When app developers finally deliver the test app, there is this urge for them to favor all other forms of testing over usability testing. Usability testing is seen as something that requires too much investment and therefore, unnecessary.
However, it should be the exact opposite. The investment is worth the result, so, ignoring this testing approach would be downright foolish.
Some of the key metrics that can be determined through usability testing include:
- Efficiency: Developers can figure out if tasks are achieved within the intended time.
- Learnability: Helps figure out if customers are able to achieve goals right away.
- Errors: Helps determine existing errors that might interfere with the user experience.
- Satisfaction: Is the user satisfied?
- Memorability: Does the app make it easier for the user to replicate actions after significant gaps in usage? In other word, can the user remember how to use the app after long periods of non-use?
It is easy to get carried away with assumptions, but, usability testing ensures that developers have access to the actual picture. Effective usability testing helps developers meet most, if not, all user expectations. Here are the best practices commonly applied to app usability testing.
Areas to Be Considered
There are a range of considerations to be made when testing apps for usability. The first is to look at hardware. One hardware challenge that’s common is screen recording during the testing phase. It’s especially complex when touchscreen phone displays are involved. So, to overcome the issue, it is best to rely on the services of an external camera. However, the screen must be kept visible throughout the testing process.
The next area to focus on is software. Ideally, you will need testing software that can help the camera stream the video into primary and secondary screens. This will help facilitators stay away from the users and not get in their way.
Third, we have environment. Unlike, other products, app usability testing is best done in an environment with distractions. This is to replicate real life situations, where users are likely to use the app in the midst of multiple distractions.

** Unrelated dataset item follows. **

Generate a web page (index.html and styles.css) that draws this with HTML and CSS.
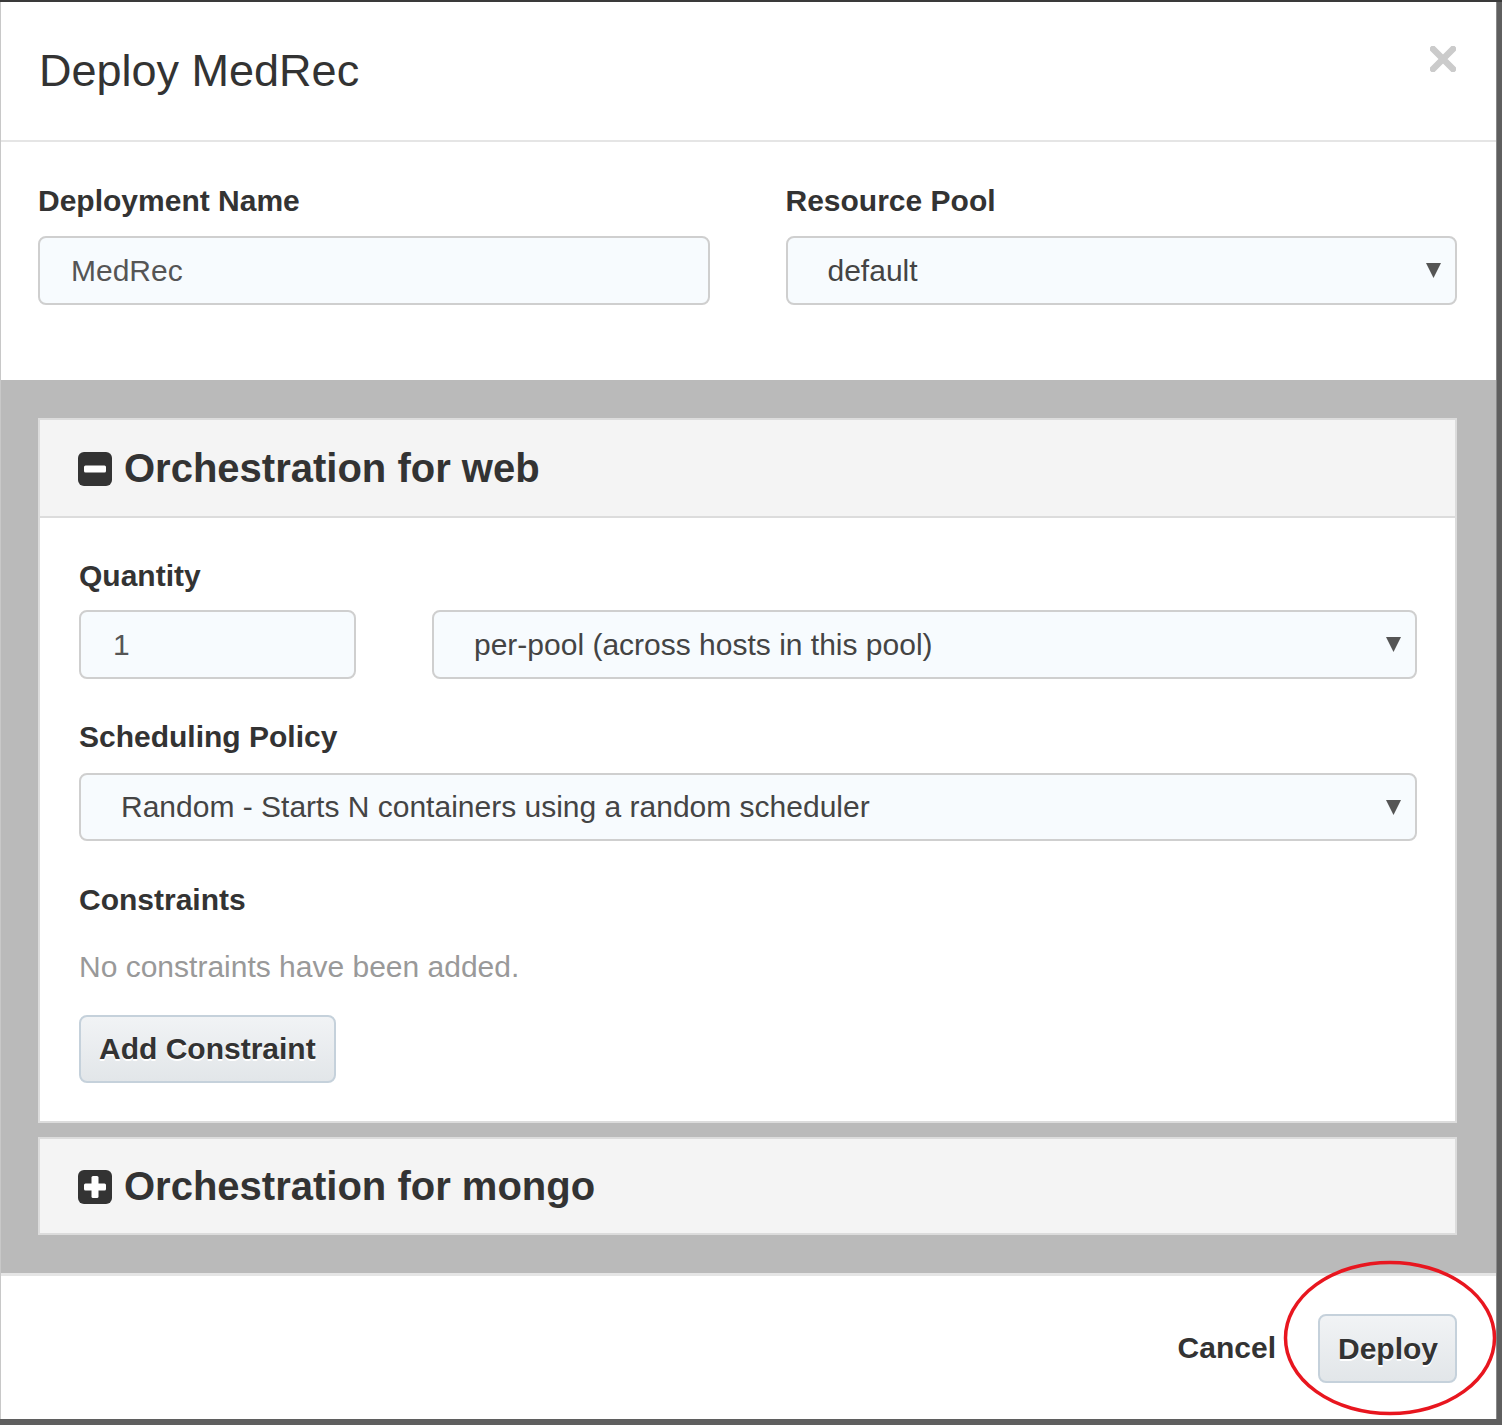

However, the environment should still be private enough to offer comfort and keep the facilitator involved.
Next, it is necessary to choose users that are used to operating apps extensively. This helps draw out the differences between app based issues and interface issues. At least 5 users must be chosen for the testing. It’s better if they come from varying demographics and are not part of your organization.
Then, your tasks must be designed to focus on core functionality. Do not include tasks to test irrelevant features.
Finally, we have facilitation. Your facilitator must be someone familiar with the app and someone who understands the objectives of the testing process. The facilitator must refrain from guiding the user. The focus is to hand out tasks and observe user actions.
Look at Emotional Engagement
A key part of usability testing is to figure out what the user feels and thinks, when using the app on a daily basis. It is necessary to figure out their pain points and then, develop features within the app that can address them. Your usability testing approach must be designed to help users connect with you on an emotional scale.
There is, however, a small possibility for developers to assume that they have the entire picture. This shouldn’t happen, no matter how confident you are. Usability testing must continue even when the app has gained favor among a majority of the users. By ignoring continuous testing, you are allowing competitors to exploit even the slightest error or issue that might crop up later.
Also, perception of usability is bound to change because of trends. So, your users may not find your app all that effective down the line. This is why it is wise to always stay on top of things. Usability testing must be a continuous process.
The final practice is to carry out proper evaluation of the results. Identify common errors/failures and complaints. Use this information to determine what changes might be needed to boost efficacy. Sometimes, even the smallest alterations can lead to significant changes in user experience or usability.